Après ce périple, la délégation s’est rendu sur le site de dragage de Kaniogo (cercle de Kangaba). Là, c’est avec stupéfaction que la délégation constate le système de « drague à Godet » opéré par les Chinois et quelques Maliens. Selon les spécialistes, ce système implanté sur le fleuve permet d’extraire de l’or en profondeur à des centaines de mètres avec beaucoup de conséquences. A cause de cette utilisation abusive, le fleuve commence à tarir. « Ça c’est de l’orpaillage informel. Les Chinois ont des matériels industriels, c’est la concurrence déloyale vis-à-vis des sociétés industrielles d’exploitations minières.
Ces sociétés payent les taxes or les dragueurs Chinois ne payent pas de taxes. Les cyanures et mercures qu’ils déversent sur l’eau ont des effets collatéraux », murmurait un membre du CESC. Le président de la commission culture, éducation et communication du CESC, Mamoutou Keïta va droit au but.

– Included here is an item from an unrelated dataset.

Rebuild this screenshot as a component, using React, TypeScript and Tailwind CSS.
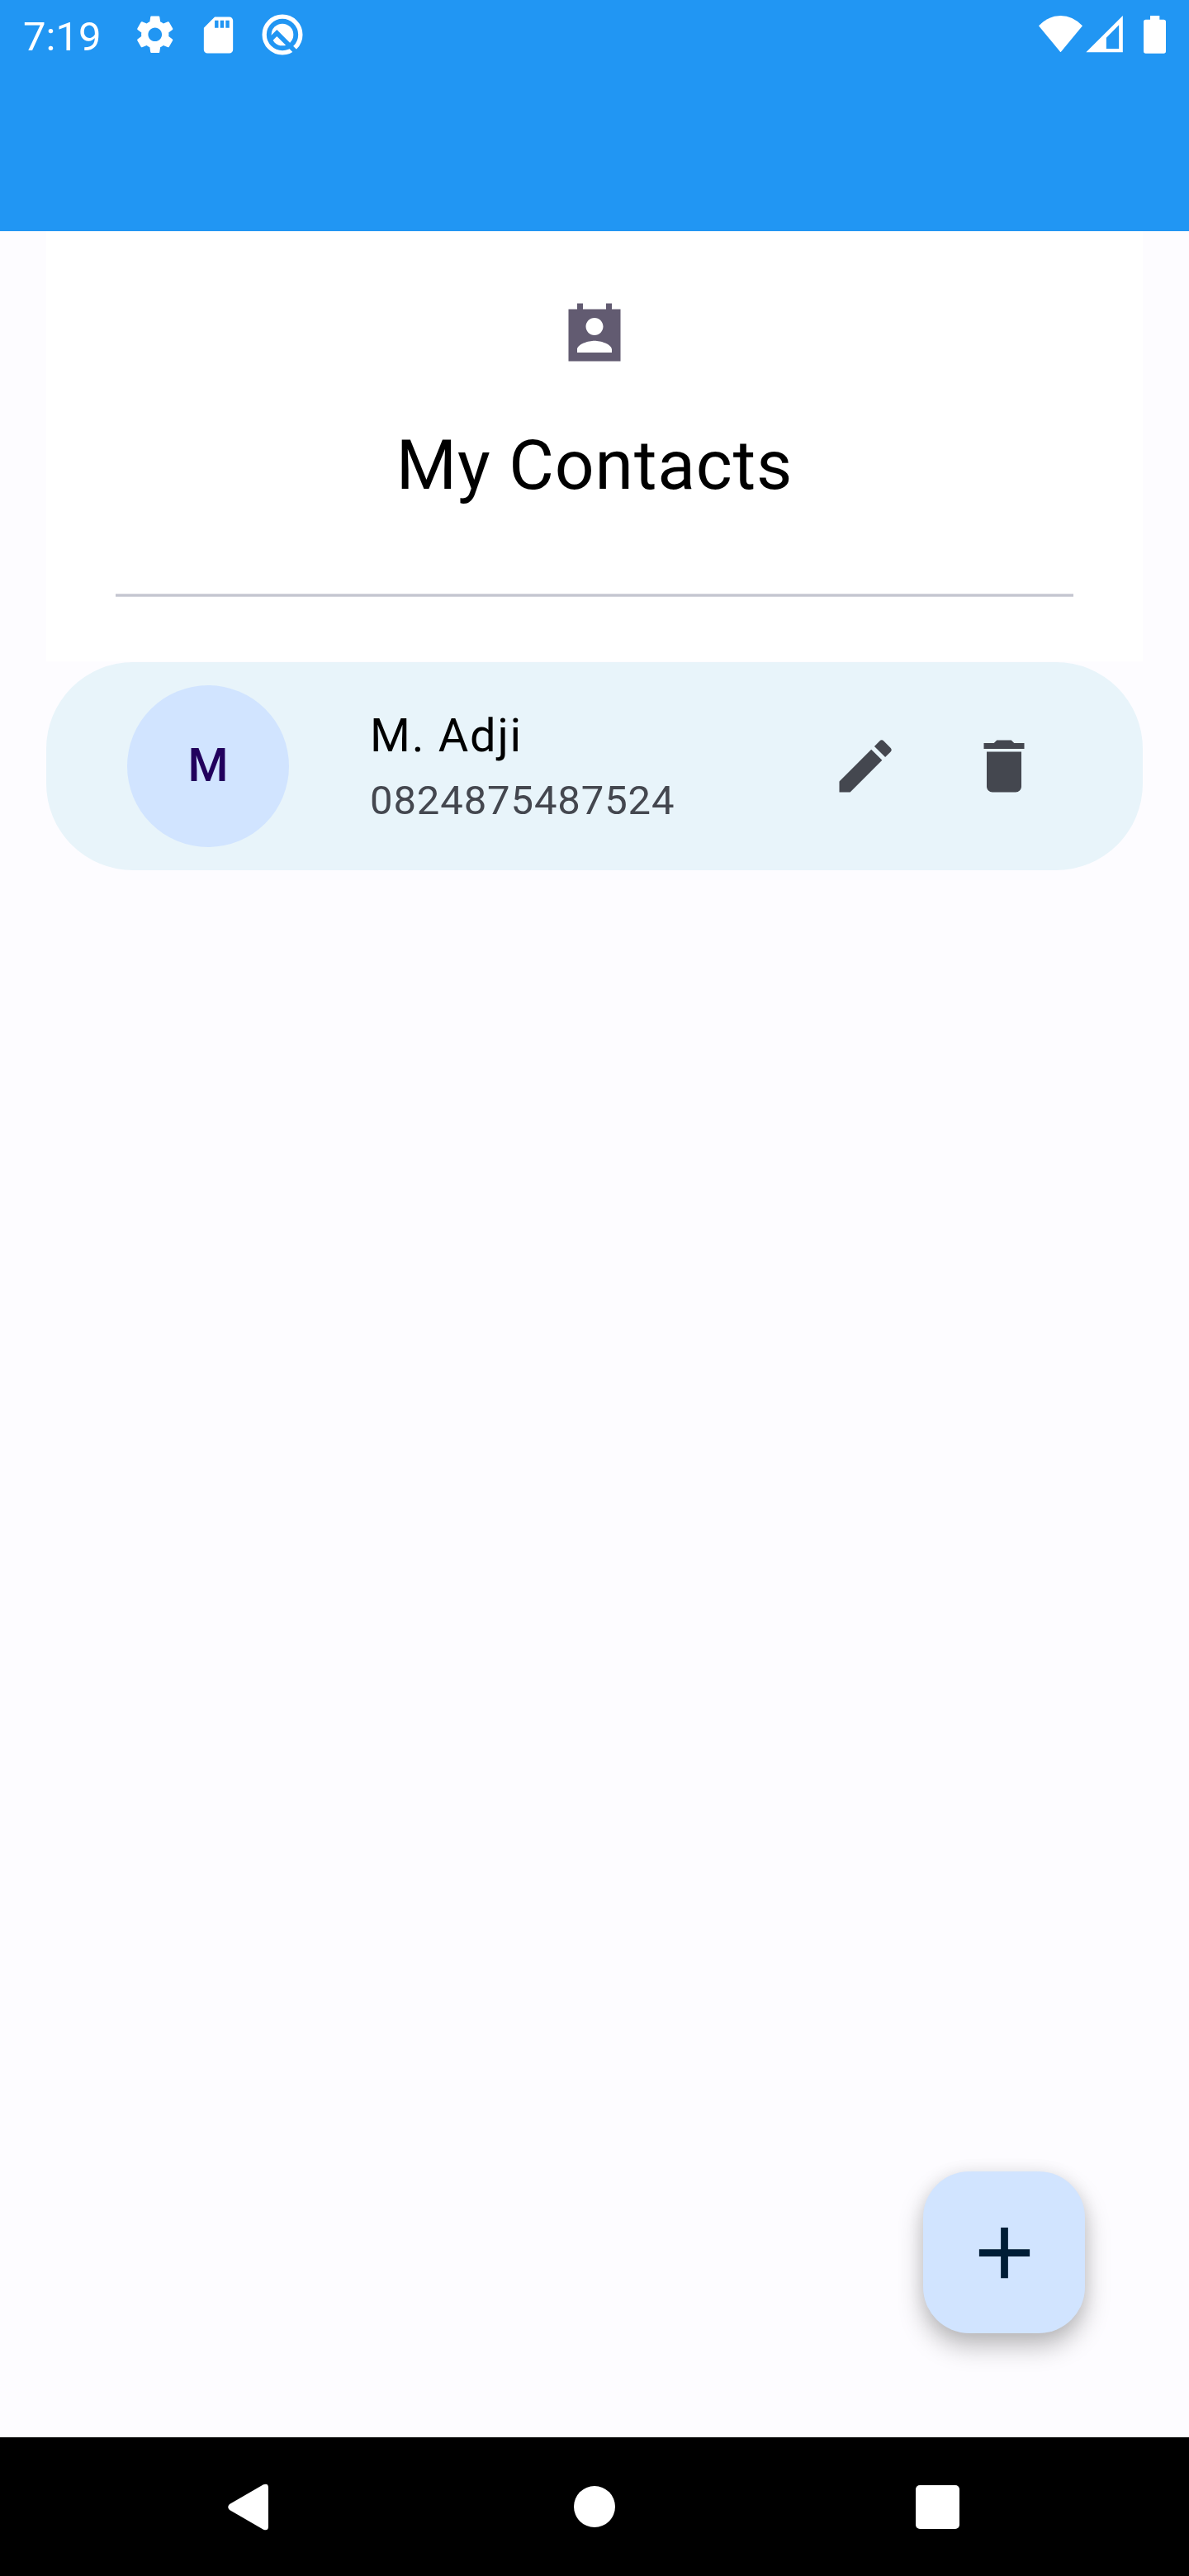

Selon lui, ce sont des dragues chinoises qui sont en train de détruire carrément la faune aquatique et le lit du fleuve. Avant d’ajouter que la qualité de l’eau laisse à désirer. « Si ça doit continuer avec les cyanures et mercures qu’on y déverse, je pense que c’est un problème de santé publique pour tous les Maliens. Donc, il faut que l’on fasse attention. Et il se trouve que malheureusement, ce sont les autorités maliennes notamment les autorités de la direction nationale de la géologie et des mines qui leur donne des autorisations provisoires.
Tout le monde le sait mais personne ne réagit. Je pense qu’il faut que l’Etat soit fort, qu’il prenne ses responsabilités pour que des telles choses préjudiciables à notre santé s’arrêtent. Il faut purement et simplement interdire », a-t-il martelé. A l’en croire, des Maliens aussi ont des dragues mais qui n’ont pas la même dimension que celle des Chinois. « Le système de dragage opéré par les Chinois viole le code minier malien. Les Chinois ne sont pas dans la légitimité sur les sites d’orpaillages. C’est pourquoi, ceux qui ne sont pas en règle parmi eux seront chassés », a dit Pona.